» **STATED EXERCISE**: Retype the data that follows line by line, exactly, and leave its pictures out.

» **GIVEN RECORDS**:
[Start]
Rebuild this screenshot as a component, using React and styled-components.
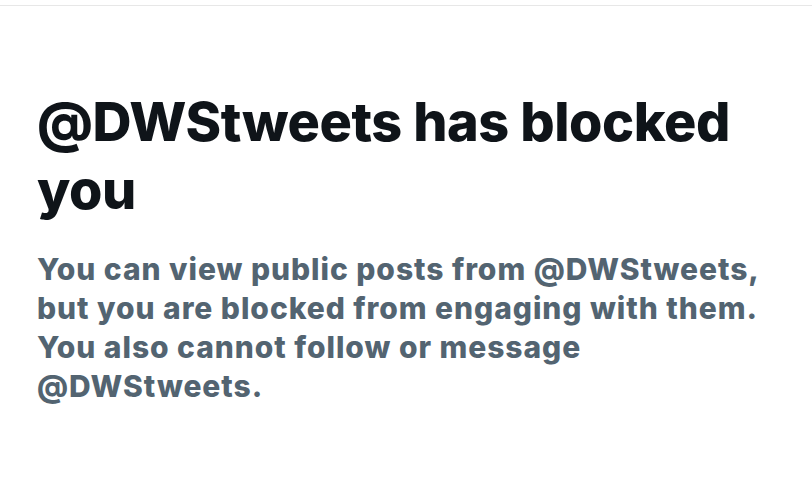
import React from 'react';
import styled, { createGlobalStyle } from 'styled-components';

const GlobalStyle = createGlobalStyle`
  body {
    margin: 0;
    background: #fff;
    font-family: Inter, "Noto Sans", sans-serif;
  }
`;

const Page = styled.div`
  width: 812px;
  height: 486px;
  overflow: hidden;
`;

const TopBar = styled.div`
  height: 5px;
  border-bottom: 1px solid #e7e7e7;
`;

const Content = styled.div`
  padding: 82px 40px 0 37px;
`;

const Title = styled.h1`
  margin: 0;
  font-size: 54px;
  line-height: 68px;
  font-weight: 800;
  color: #0f1419;
  letter-spacing: -0.45px;
  max-width: 720px;
`;

const Subtitle = styled.p`
  margin: 26px 0 0;
  font-size: 30px;
  line-height: 39px;
  font-weight: 800;
  color: #536471;
  letter-spacing: 0.95px;
  max-width: 770px;
`;

function App() {
  return (
    <Page>
      <GlobalStyle />
      <TopBar />
      <Content>
        <Title>@DWStweets has blocked you</Title>
        <Subtitle>
          You can view public posts from @DWStweets, but you are blocked from
          engaging with them. You also cannot follow or message @DWStweets.
        </Subtitle>
      </Content>
    </Page>
  );
}

export default App;
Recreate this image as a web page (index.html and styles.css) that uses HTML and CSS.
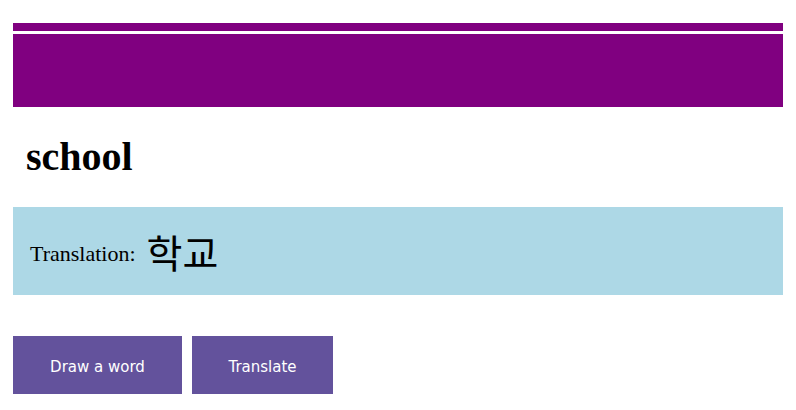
[End]
» **SOLUTION BELOW**:
Rebuild this screenshot as a component, using React and styled-components.
import React from 'react';
import styled, { createGlobalStyle } from 'styled-components';

const GlobalStyle = createGlobalStyle`
  body {
    margin: 0;
    background: #fff;
    font-family: Inter, "Noto Sans", sans-serif;
  }
`;

const Page = styled.div`
  width: 812px;
  height: 486px;
  overflow: hidden;
`;

const TopBar = styled.div`
  height: 5px;
  border-bottom: 1px solid #e7e7e7;
`;

const Content = styled.div`
  padding: 82px 40px 0 37px;
`;

const Title = styled.h1`
  margin: 0;
  font-size: 54px;
  line-height: 68px;
  font-weight: 800;
  color: #0f1419;
  letter-spacing: -0.45px;
  max-width: 720px;
`;

const Subtitle = styled.p`
  margin: 26px 0 0;
  font-size: 30px;
  line-height: 39px;
  font-weight: 800;
  color: #536471;
  letter-spacing: 0.95px;
  max-width: 770px;
`;

function App() {
  return (
    <Page>
      <GlobalStyle />
      <TopBar />
      <Content>
        <Title>@DWStweets has blocked you</Title>
        <Subtitle>
          You can view public posts from @DWStweets, but you are blocked from
          engaging with them. You also cannot follow or message @DWStweets.
        </Subtitle>
      </Content>
    </Page>
  );
}

export default App;
Recreate this image as a web page (index.html and styles.css) that uses HTML and CSS.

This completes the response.